◆ Required work: Count how many lines contain "this" and reply with that number only.

◆ Provided entries:

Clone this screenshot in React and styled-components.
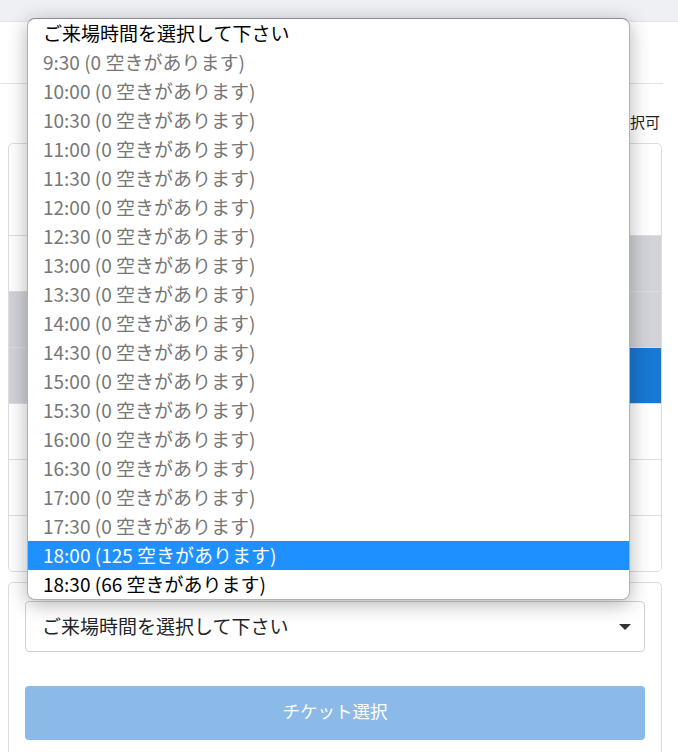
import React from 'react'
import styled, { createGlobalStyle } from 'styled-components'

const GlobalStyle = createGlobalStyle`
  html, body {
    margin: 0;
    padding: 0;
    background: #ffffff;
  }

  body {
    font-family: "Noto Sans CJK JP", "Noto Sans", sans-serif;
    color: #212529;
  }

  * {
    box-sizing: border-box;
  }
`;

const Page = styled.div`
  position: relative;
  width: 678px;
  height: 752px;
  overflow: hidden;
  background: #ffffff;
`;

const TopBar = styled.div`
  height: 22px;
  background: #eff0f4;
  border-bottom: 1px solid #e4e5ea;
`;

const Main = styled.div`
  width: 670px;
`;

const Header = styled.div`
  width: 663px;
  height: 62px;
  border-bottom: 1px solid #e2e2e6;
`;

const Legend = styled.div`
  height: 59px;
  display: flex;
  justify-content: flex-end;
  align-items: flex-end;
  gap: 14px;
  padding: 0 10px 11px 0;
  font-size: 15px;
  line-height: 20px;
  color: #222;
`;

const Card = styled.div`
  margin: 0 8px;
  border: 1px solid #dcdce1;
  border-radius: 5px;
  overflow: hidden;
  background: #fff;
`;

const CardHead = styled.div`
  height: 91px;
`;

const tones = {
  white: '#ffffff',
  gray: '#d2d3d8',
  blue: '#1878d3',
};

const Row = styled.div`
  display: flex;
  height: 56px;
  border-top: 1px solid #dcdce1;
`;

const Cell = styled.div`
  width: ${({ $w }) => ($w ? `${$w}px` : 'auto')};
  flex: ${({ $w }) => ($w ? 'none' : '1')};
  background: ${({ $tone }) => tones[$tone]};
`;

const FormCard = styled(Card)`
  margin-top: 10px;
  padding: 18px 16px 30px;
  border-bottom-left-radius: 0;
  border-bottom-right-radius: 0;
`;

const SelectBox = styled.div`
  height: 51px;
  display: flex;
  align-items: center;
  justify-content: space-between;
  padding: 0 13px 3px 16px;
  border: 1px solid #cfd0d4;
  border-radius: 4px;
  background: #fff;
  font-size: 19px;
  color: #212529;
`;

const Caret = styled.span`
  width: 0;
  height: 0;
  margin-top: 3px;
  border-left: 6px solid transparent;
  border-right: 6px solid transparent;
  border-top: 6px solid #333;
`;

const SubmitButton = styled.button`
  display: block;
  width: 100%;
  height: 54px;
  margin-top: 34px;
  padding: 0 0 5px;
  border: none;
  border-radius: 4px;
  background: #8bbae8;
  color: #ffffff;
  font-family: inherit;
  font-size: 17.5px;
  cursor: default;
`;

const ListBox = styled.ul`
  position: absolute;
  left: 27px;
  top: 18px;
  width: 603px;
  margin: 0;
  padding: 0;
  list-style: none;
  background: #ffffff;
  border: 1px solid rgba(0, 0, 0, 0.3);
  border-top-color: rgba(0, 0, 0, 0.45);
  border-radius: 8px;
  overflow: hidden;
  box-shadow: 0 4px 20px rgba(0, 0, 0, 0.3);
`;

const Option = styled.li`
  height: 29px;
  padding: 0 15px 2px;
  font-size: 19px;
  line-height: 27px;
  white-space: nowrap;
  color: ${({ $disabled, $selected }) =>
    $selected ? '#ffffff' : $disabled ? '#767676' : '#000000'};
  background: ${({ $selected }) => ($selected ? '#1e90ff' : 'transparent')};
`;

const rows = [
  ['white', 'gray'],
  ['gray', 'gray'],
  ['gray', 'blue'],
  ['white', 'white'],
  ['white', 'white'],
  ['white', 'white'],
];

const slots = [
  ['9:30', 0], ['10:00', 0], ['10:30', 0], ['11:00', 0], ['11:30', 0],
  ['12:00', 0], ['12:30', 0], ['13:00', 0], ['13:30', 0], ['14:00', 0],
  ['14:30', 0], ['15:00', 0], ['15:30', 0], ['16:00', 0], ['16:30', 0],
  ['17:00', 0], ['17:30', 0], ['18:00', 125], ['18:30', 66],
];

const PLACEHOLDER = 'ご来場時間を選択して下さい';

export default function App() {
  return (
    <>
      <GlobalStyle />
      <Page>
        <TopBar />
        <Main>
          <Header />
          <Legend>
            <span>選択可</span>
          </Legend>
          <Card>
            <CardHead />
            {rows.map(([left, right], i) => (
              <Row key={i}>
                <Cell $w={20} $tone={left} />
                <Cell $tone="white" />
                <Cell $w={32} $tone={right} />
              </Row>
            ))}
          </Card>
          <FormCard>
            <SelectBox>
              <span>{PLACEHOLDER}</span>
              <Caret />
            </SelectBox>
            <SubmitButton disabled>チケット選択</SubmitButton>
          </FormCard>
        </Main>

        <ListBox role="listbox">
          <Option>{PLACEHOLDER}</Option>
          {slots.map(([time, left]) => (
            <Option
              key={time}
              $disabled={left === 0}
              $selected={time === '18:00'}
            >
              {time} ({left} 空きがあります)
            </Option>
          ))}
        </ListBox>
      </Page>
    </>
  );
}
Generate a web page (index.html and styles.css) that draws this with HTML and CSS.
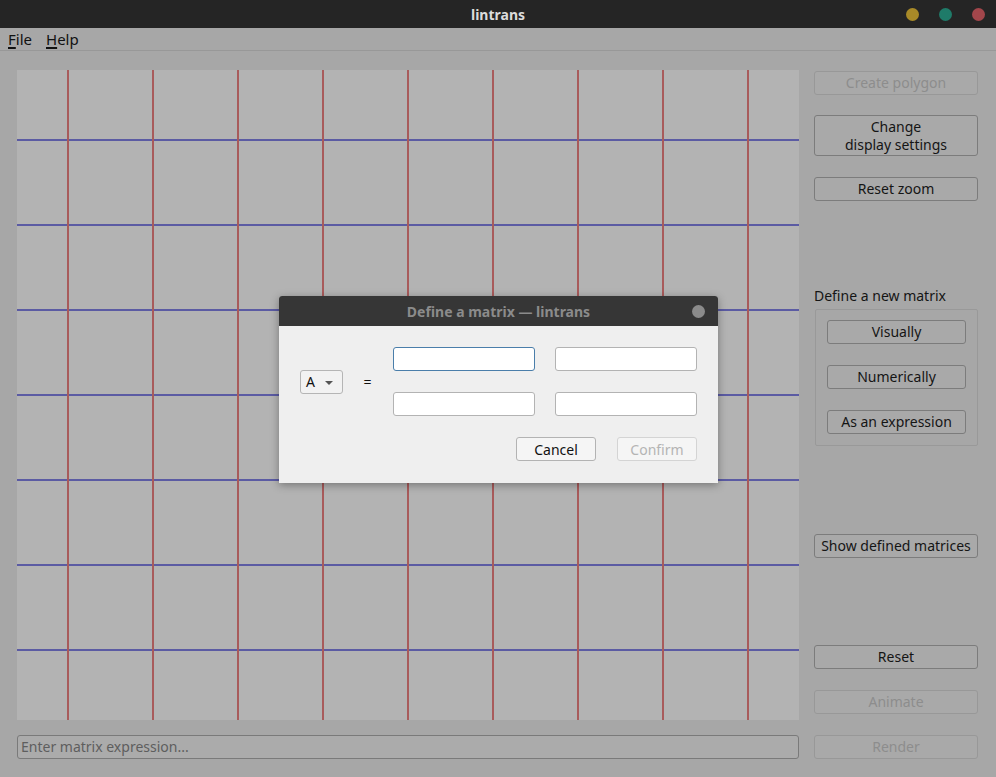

◆ Written solution: 2